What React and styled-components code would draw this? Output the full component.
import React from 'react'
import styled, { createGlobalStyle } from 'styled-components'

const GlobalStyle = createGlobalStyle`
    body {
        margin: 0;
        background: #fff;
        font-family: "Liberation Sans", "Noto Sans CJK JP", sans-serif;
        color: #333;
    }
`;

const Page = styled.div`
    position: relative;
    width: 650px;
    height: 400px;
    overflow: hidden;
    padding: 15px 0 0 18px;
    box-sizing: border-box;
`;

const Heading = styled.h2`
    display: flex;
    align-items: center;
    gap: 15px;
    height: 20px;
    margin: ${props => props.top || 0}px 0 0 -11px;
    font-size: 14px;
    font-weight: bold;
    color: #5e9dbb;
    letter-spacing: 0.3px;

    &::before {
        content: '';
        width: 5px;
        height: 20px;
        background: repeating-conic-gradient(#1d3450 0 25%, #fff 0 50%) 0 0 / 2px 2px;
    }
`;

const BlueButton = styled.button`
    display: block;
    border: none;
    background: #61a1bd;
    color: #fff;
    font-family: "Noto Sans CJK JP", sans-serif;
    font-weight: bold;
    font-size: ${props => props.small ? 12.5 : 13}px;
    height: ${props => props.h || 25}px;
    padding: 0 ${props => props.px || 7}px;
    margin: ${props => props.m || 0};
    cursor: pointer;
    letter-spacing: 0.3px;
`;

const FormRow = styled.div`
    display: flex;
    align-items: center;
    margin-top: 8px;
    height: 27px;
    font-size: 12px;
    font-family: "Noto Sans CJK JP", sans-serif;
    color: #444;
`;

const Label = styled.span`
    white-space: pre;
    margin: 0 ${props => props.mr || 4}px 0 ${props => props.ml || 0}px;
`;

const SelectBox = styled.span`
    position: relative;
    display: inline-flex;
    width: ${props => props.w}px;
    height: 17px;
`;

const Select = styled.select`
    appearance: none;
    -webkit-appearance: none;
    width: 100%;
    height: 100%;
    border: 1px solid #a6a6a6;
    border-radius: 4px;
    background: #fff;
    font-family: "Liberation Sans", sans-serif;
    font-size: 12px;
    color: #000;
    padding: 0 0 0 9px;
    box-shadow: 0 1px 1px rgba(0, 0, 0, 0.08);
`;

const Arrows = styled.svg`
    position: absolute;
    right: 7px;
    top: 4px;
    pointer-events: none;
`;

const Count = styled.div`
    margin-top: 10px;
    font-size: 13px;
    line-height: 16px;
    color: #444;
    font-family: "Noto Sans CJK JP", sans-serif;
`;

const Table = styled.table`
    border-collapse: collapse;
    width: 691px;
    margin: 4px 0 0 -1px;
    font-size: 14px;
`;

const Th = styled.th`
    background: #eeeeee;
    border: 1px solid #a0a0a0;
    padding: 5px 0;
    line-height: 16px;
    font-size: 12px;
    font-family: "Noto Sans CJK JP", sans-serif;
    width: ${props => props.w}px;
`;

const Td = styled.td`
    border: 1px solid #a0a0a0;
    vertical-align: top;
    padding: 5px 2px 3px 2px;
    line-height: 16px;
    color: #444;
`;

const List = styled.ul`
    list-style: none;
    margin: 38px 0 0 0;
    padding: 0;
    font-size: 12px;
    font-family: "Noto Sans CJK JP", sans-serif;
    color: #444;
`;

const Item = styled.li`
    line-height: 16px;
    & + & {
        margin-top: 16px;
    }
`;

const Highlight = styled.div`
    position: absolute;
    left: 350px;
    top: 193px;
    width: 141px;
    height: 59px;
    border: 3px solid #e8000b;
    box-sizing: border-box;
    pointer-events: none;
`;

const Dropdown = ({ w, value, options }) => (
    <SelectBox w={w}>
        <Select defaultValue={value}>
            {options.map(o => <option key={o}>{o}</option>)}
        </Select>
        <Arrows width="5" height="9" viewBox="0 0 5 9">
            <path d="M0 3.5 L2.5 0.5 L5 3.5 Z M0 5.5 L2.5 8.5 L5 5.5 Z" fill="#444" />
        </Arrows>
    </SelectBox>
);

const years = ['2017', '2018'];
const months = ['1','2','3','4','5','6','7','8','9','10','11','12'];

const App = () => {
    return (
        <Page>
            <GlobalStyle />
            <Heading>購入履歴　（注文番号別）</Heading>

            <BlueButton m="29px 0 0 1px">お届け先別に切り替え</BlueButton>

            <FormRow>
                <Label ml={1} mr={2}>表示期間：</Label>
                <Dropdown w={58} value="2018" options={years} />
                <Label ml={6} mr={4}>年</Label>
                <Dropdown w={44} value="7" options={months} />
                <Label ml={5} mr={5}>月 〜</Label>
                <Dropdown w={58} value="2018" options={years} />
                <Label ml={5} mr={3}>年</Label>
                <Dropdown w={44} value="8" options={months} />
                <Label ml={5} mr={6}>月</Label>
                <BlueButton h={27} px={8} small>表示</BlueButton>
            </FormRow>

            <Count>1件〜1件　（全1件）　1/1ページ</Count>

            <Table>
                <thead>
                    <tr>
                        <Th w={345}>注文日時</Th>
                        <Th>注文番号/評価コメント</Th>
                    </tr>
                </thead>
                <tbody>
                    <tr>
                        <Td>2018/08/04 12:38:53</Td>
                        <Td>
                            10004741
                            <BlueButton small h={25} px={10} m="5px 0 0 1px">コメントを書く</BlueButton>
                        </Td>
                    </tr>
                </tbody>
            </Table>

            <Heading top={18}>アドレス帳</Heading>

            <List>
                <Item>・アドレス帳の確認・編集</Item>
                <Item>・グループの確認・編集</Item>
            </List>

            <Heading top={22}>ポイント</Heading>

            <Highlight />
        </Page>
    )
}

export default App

#### YOUR OBJECTIVE
Print the complete listing again, exactly as it stands.

#### SOLUTION TO THIS PROBLEM
What React and styled-components code would draw this? Output the full component.
import React from 'react'
import styled, { createGlobalStyle } from 'styled-components'

const GlobalStyle = createGlobalStyle`
    body {
        margin: 0;
        background: #fff;
        font-family: "Liberation Sans", "Noto Sans CJK JP", sans-serif;
        color: #333;
    }
`;

const Page = styled.div`
    position: relative;
    width: 650px;
    height: 400px;
    overflow: hidden;
    padding: 15px 0 0 18px;
    box-sizing: border-box;
`;

const Heading = styled.h2`
    display: flex;
    align-items: center;
    gap: 15px;
    height: 20px;
    margin: ${props => props.top || 0}px 0 0 -11px;
    font-size: 14px;
    font-weight: bold;
    color: #5e9dbb;
    letter-spacing: 0.3px;

    &::before {
        content: '';
        width: 5px;
        height: 20px;
        background: repeating-conic-gradient(#1d3450 0 25%, #fff 0 50%) 0 0 / 2px 2px;
    }
`;

const BlueButton = styled.button`
    display: block;
    border: none;
    background: #61a1bd;
    color: #fff;
    font-family: "Noto Sans CJK JP", sans-serif;
    font-weight: bold;
    font-size: ${props => props.small ? 12.5 : 13}px;
    height: ${props => props.h || 25}px;
    padding: 0 ${props => props.px || 7}px;
    margin: ${props => props.m || 0};
    cursor: pointer;
    letter-spacing: 0.3px;
`;

const FormRow = styled.div`
    display: flex;
    align-items: center;
    margin-top: 8px;
    height: 27px;
    font-size: 12px;
    font-family: "Noto Sans CJK JP", sans-serif;
    color: #444;
`;

const Label = styled.span`
    white-space: pre;
    margin: 0 ${props => props.mr || 4}px 0 ${props => props.ml || 0}px;
`;

const SelectBox = styled.span`
    position: relative;
    display: inline-flex;
    width: ${props => props.w}px;
    height: 17px;
`;

const Select = styled.select`
    appearance: none;
    -webkit-appearance: none;
    width: 100%;
    height: 100%;
    border: 1px solid #a6a6a6;
    border-radius: 4px;
    background: #fff;
    font-family: "Liberation Sans", sans-serif;
    font-size: 12px;
    color: #000;
    padding: 0 0 0 9px;
    box-shadow: 0 1px 1px rgba(0, 0, 0, 0.08);
`;

const Arrows = styled.svg`
    position: absolute;
    right: 7px;
    top: 4px;
    pointer-events: none;
`;

const Count = styled.div`
    margin-top: 10px;
    font-size: 13px;
    line-height: 16px;
    color: #444;
    font-family: "Noto Sans CJK JP", sans-serif;
`;

const Table = styled.table`
    border-collapse: collapse;
    width: 691px;
    margin: 4px 0 0 -1px;
    font-size: 14px;
`;

const Th = styled.th`
    background: #eeeeee;
    border: 1px solid #a0a0a0;
    padding: 5px 0;
    line-height: 16px;
    font-size: 12px;
    font-family: "Noto Sans CJK JP", sans-serif;
    width: ${props => props.w}px;
`;

const Td = styled.td`
    border: 1px solid #a0a0a0;
    vertical-align: top;
    padding: 5px 2px 3px 2px;
    line-height: 16px;
    color: #444;
`;

const List = styled.ul`
    list-style: none;
    margin: 38px 0 0 0;
    padding: 0;
    font-size: 12px;
    font-family: "Noto Sans CJK JP", sans-serif;
    color: #444;
`;

const Item = styled.li`
    line-height: 16px;
    & + & {
        margin-top: 16px;
    }
`;

const Highlight = styled.div`
    position: absolute;
    left: 350px;
    top: 193px;
    width: 141px;
    height: 59px;
    border: 3px solid #e8000b;
    box-sizing: border-box;
    pointer-events: none;
`;

const Dropdown = ({ w, value, options }) => (
    <SelectBox w={w}>
        <Select defaultValue={value}>
            {options.map(o => <option key={o}>{o}</option>)}
        </Select>
        <Arrows width="5" height="9" viewBox="0 0 5 9">
            <path d="M0 3.5 L2.5 0.5 L5 3.5 Z M0 5.5 L2.5 8.5 L5 5.5 Z" fill="#444" />
        </Arrows>
    </SelectBox>
);

const years = ['2017', '2018'];
const months = ['1','2','3','4','5','6','7','8','9','10','11','12'];

const App = () => {
    return (
        <Page>
            <GlobalStyle />
            <Heading>購入履歴　（注文番号別）</Heading>

            <BlueButton m="29px 0 0 1px">お届け先別に切り替え</BlueButton>

            <FormRow>
                <Label ml={1} mr={2}>表示期間：</Label>
                <Dropdown w={58} value="2018" options={years} />
                <Label ml={6} mr={4}>年</Label>
                <Dropdown w={44} value="7" options={months} />
                <Label ml={5} mr={5}>月 〜</Label>
                <Dropdown w={58} value="2018" options={years} />
                <Label ml={5} mr={3}>年</Label>
                <Dropdown w={44} value="8" options={months} />
                <Label ml={5} mr={6}>月</Label>
                <BlueButton h={27} px={8} small>表示</BlueButton>
            </FormRow>

            <Count>1件〜1件　（全1件）　1/1ページ</Count>

            <Table>
                <thead>
                    <tr>
                        <Th w={345}>注文日時</Th>
                        <Th>注文番号/評価コメント</Th>
                    </tr>
                </thead>
                <tbody>
                    <tr>
                        <Td>2018/08/04 12:38:53</Td>
                        <Td>
                            10004741
                            <BlueButton small h={25} px={10} m="5px 0 0 1px">コメントを書く</BlueButton>
                        </Td>
                    </tr>
                </tbody>
            </Table>

            <Heading top={18}>アドレス帳</Heading>

            <List>
                <Item>・アドレス帳の確認・編集</Item>
                <Item>・グループの確認・編集</Item>
            </List>

            <Heading top={22}>ポイント</Heading>

            <Highlight />
        </Page>
    )
}

export default App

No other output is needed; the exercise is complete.